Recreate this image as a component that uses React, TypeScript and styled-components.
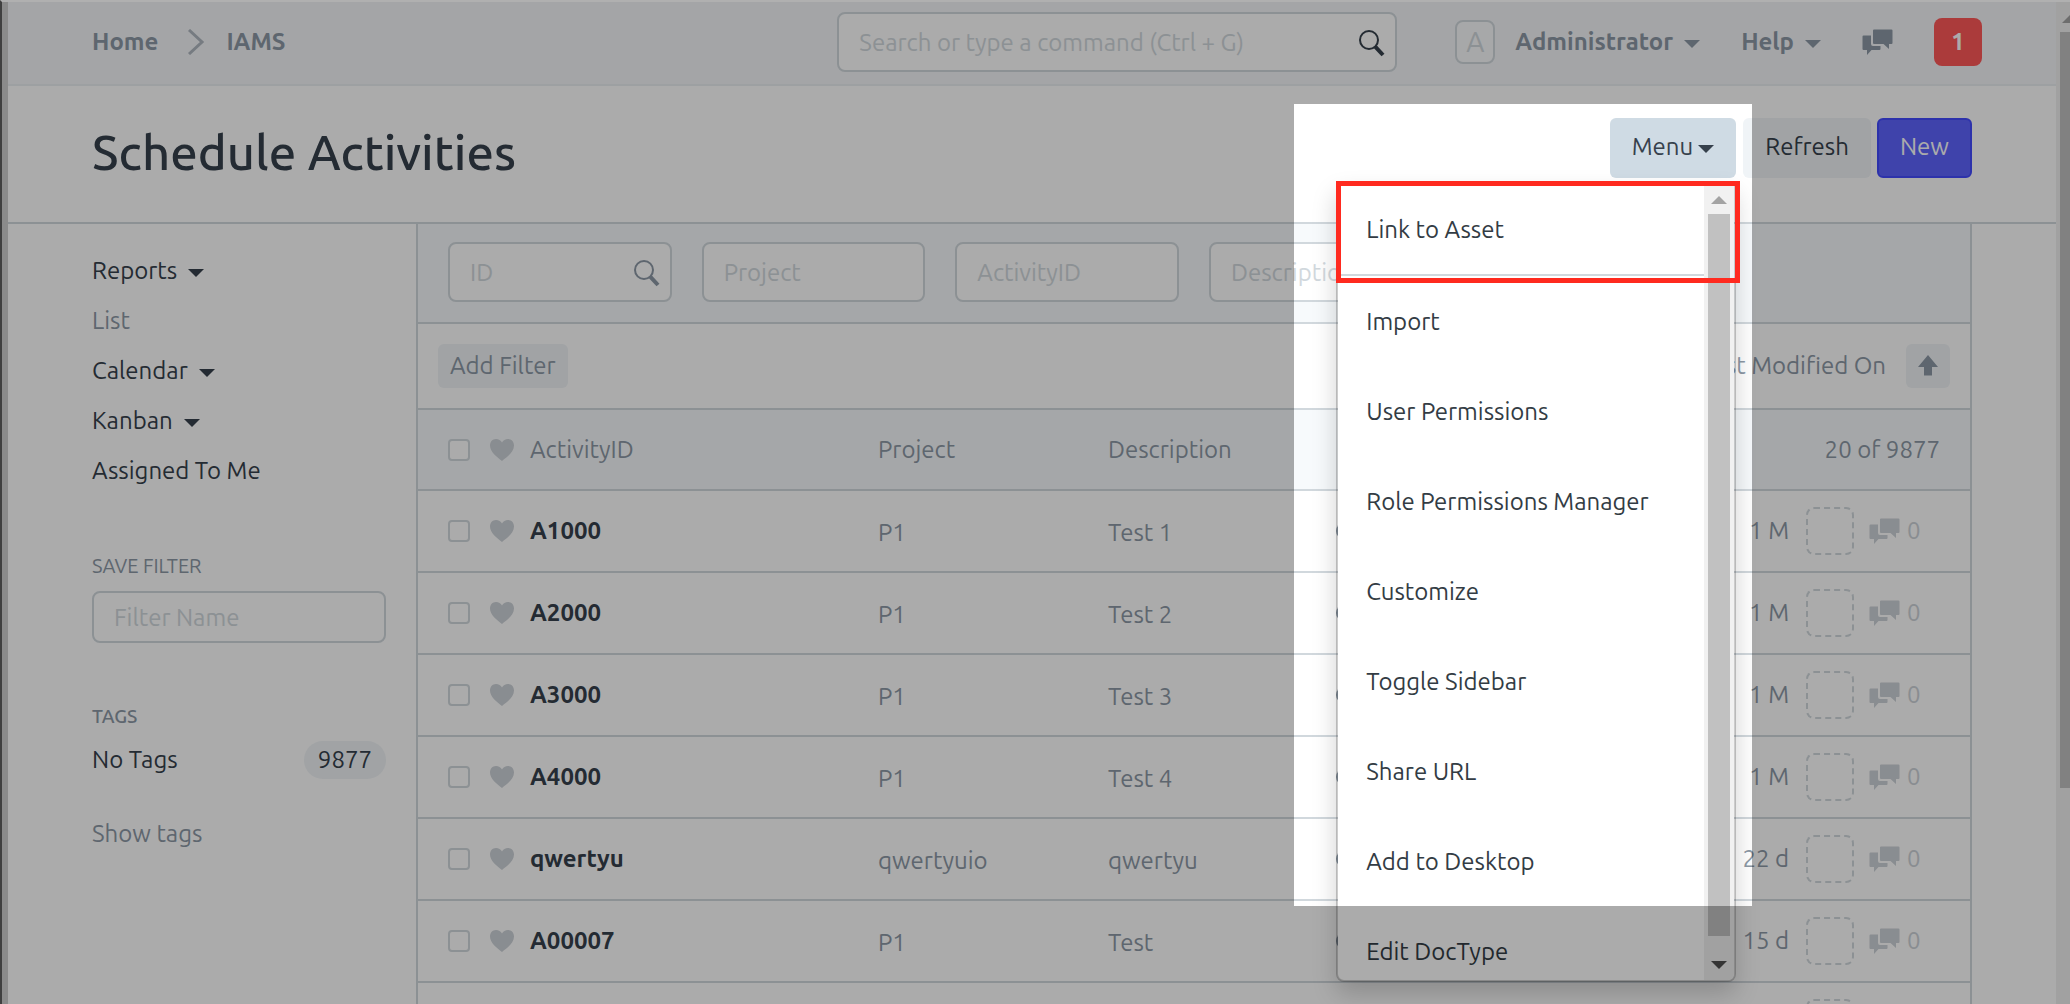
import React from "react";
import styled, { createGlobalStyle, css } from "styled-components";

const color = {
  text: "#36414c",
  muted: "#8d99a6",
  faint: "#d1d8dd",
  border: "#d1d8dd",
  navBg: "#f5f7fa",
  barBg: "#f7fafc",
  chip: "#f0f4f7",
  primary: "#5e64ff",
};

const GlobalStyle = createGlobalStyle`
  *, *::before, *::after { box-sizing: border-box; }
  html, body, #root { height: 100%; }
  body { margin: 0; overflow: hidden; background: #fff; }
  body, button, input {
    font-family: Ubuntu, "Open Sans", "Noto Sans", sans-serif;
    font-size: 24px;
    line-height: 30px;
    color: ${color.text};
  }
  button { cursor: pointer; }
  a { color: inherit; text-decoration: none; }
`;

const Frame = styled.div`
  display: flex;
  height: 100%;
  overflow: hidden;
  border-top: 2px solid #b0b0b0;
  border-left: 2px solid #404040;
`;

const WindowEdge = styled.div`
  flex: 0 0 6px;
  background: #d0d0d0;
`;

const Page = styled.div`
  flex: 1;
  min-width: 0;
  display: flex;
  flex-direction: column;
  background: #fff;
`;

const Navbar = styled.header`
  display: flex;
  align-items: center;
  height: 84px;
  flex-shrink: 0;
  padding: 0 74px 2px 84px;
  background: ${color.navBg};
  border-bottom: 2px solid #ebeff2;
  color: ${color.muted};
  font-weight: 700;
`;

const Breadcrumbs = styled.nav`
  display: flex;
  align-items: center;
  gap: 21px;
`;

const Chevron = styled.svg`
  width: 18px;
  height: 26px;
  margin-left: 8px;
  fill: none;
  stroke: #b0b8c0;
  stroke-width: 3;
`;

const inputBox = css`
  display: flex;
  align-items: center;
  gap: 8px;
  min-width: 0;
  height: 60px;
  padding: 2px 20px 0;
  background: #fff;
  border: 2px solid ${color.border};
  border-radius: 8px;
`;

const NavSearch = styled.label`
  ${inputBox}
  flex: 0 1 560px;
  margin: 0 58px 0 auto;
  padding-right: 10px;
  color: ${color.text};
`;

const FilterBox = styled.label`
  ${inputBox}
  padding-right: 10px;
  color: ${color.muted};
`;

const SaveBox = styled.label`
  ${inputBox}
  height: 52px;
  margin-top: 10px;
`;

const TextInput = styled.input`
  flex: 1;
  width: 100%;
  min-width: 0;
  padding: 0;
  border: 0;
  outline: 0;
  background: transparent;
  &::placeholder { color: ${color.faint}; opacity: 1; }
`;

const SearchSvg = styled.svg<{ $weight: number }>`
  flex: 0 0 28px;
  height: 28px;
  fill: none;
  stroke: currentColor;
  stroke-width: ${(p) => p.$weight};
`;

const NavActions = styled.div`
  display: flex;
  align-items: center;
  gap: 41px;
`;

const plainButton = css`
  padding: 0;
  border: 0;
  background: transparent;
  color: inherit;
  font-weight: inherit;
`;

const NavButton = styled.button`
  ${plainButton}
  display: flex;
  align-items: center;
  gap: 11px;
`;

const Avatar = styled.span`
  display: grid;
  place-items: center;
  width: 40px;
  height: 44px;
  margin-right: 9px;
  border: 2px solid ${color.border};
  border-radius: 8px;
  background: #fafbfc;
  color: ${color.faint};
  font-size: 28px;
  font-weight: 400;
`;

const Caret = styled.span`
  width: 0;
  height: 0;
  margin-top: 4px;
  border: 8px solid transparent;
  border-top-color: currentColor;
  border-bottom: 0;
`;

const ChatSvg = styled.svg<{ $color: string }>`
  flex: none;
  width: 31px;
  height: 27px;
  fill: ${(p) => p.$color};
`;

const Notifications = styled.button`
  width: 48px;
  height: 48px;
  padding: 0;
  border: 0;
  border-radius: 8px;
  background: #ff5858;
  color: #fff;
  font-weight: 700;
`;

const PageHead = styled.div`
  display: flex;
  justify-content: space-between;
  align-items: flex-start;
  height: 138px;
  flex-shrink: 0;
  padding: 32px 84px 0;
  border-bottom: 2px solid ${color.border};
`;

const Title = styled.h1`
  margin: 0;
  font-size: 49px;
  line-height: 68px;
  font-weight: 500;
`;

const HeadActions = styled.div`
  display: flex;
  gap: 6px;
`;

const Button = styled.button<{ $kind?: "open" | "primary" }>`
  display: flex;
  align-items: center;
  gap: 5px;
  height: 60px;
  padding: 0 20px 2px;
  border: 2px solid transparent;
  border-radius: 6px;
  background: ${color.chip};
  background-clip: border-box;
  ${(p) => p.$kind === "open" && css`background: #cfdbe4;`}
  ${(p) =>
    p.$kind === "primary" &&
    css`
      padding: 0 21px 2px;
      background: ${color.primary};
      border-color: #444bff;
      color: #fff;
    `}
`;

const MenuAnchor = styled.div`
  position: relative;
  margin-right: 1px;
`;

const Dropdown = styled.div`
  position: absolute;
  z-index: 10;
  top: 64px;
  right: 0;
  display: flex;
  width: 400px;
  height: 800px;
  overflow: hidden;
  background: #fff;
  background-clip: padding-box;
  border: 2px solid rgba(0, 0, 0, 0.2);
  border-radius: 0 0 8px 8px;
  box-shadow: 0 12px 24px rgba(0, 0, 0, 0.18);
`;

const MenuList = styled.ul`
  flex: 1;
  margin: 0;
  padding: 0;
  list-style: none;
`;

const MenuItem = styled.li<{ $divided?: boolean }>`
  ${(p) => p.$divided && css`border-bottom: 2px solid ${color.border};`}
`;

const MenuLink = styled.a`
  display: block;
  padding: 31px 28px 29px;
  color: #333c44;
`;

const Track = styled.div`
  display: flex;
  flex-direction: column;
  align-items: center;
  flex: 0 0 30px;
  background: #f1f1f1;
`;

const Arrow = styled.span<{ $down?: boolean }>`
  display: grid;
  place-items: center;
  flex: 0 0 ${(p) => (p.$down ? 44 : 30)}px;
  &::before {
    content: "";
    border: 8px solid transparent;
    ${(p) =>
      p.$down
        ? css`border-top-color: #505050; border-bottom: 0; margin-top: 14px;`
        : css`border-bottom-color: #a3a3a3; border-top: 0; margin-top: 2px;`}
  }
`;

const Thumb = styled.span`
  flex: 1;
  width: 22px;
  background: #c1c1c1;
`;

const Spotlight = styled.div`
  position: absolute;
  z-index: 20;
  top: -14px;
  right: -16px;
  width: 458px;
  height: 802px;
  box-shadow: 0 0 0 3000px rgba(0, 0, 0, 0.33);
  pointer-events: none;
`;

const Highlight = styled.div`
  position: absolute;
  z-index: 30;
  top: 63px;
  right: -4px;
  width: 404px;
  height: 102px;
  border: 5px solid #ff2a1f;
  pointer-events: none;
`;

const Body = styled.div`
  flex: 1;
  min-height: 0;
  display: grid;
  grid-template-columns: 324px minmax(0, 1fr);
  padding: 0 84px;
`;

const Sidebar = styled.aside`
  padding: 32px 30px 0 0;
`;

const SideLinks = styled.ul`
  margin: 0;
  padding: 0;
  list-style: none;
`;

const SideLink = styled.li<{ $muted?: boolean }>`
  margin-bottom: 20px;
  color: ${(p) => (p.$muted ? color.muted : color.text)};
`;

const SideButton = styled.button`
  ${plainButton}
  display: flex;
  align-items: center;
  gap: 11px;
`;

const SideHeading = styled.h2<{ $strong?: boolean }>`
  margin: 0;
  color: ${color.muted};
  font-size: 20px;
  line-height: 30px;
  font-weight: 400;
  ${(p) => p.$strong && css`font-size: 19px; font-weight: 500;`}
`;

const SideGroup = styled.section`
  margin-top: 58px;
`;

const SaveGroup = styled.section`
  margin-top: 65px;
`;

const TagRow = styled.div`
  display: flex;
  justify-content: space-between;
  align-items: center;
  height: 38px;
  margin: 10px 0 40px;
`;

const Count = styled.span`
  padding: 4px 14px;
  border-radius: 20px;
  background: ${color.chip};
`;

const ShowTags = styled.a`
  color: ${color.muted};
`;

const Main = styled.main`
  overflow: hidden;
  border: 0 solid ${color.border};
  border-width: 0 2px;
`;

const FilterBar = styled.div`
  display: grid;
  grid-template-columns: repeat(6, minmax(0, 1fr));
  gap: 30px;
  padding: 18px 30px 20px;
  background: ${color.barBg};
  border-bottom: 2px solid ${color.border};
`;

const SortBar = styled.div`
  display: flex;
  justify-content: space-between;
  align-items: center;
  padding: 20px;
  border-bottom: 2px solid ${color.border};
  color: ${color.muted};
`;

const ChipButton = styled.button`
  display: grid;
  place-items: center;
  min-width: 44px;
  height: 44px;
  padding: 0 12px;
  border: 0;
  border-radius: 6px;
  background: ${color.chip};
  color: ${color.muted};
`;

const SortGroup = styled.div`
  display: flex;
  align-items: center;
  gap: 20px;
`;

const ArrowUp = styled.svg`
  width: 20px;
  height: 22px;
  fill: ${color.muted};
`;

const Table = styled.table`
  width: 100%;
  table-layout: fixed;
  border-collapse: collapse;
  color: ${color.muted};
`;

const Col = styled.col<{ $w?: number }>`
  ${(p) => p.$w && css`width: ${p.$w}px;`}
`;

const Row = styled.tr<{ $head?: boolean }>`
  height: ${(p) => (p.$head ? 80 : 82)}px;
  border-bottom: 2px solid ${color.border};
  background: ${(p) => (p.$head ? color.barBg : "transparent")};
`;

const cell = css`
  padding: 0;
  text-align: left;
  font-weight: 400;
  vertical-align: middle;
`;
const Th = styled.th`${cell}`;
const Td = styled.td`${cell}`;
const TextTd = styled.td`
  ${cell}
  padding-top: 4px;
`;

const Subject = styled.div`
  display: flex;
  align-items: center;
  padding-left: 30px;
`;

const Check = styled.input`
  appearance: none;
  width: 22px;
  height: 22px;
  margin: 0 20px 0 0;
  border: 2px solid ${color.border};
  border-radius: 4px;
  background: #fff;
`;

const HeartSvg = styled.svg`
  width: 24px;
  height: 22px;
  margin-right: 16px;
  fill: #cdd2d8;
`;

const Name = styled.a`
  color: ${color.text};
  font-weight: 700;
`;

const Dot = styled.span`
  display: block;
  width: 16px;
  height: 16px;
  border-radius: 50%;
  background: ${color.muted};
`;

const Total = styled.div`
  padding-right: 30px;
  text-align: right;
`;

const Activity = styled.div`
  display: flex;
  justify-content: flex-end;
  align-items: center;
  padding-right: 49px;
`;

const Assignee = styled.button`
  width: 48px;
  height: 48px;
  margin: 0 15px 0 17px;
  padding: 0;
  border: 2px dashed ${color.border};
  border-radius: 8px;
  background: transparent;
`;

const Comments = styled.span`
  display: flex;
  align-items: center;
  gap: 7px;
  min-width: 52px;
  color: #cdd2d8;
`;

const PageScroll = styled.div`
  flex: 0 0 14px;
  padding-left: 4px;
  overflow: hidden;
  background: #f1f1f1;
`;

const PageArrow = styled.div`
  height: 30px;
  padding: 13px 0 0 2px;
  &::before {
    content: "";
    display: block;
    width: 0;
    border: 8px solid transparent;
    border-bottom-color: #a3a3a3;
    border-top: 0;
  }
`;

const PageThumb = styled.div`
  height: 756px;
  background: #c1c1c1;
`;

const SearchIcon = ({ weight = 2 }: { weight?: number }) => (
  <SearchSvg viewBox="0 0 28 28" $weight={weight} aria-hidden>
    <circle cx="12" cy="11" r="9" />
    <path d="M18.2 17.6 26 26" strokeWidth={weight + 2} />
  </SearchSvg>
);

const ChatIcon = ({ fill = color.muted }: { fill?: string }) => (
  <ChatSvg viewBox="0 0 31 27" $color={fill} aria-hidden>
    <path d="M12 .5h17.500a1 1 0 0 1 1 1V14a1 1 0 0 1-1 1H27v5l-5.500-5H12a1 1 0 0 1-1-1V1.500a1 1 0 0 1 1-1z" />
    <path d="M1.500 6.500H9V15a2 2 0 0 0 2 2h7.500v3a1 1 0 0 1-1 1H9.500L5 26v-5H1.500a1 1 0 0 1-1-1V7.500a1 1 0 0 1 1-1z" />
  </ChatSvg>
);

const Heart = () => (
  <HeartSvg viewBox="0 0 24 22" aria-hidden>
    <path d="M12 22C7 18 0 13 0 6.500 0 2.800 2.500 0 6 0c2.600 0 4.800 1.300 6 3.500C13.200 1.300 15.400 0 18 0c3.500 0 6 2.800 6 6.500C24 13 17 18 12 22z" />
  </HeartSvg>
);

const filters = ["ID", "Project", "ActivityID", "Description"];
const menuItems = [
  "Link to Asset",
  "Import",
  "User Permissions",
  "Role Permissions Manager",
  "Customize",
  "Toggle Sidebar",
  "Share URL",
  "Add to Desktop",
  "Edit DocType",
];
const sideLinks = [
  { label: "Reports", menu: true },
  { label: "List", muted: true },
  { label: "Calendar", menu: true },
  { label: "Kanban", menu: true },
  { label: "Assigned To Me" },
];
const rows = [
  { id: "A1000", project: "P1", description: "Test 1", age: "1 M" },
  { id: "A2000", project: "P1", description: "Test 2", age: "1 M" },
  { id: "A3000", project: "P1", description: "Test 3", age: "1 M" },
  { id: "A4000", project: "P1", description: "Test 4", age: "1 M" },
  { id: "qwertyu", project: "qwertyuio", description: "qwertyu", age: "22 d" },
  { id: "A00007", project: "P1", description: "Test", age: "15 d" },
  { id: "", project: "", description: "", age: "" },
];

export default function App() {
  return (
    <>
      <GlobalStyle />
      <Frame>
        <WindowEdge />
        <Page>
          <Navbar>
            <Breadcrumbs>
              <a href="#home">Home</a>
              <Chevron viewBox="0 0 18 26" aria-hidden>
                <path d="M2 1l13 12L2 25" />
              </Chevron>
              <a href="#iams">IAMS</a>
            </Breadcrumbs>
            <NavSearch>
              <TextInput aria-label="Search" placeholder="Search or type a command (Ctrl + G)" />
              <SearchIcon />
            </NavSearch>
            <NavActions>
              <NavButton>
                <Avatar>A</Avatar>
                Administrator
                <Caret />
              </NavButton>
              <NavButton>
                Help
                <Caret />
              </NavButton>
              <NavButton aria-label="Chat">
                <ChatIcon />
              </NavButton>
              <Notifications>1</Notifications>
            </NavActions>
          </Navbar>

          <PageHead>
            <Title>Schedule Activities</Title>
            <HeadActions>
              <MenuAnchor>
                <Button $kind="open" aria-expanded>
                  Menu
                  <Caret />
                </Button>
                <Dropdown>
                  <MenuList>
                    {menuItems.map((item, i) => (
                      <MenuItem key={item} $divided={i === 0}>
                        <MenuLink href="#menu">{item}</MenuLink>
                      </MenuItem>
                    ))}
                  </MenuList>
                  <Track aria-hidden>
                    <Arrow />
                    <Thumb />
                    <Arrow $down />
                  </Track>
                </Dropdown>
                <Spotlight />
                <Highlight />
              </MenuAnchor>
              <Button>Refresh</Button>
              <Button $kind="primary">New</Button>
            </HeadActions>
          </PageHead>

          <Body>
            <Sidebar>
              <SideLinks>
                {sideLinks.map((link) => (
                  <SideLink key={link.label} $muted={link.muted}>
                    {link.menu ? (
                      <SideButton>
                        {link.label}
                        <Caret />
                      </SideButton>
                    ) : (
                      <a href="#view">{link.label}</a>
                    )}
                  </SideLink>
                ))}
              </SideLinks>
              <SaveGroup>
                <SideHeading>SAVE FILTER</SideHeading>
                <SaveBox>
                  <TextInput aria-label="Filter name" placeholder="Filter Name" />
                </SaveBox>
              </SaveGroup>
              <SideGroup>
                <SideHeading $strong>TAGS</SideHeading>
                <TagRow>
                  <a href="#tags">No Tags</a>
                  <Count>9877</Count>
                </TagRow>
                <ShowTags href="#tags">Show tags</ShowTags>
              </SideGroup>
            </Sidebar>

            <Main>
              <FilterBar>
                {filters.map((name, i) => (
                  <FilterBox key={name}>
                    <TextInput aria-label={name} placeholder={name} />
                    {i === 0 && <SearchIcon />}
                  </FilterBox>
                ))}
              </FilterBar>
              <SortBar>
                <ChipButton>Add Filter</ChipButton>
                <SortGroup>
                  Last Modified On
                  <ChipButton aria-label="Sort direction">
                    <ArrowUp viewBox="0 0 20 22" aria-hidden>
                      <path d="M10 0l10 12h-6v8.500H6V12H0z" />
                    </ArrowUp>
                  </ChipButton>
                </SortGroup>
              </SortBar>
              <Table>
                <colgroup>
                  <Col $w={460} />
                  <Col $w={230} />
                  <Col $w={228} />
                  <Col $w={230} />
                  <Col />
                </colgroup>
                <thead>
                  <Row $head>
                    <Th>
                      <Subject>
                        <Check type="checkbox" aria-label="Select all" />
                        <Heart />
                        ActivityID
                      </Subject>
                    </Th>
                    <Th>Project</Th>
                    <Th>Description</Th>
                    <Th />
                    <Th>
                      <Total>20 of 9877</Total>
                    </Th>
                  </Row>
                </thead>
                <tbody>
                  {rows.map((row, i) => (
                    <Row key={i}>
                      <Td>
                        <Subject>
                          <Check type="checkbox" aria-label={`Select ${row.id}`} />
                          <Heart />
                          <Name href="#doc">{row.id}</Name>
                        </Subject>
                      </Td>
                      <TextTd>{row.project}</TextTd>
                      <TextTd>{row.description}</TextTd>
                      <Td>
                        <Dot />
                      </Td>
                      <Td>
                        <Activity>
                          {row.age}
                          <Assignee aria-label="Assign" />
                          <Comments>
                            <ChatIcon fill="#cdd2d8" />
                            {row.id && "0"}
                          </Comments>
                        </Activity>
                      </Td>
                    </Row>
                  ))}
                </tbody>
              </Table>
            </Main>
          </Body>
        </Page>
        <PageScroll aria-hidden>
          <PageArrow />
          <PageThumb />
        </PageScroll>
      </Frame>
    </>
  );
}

▶ [Work to complete]:
List each line holding the string "React".

▶ [Result for this exercise]:
Recreate this image as a component that uses React, TypeScript and styled-components.
import React from "react";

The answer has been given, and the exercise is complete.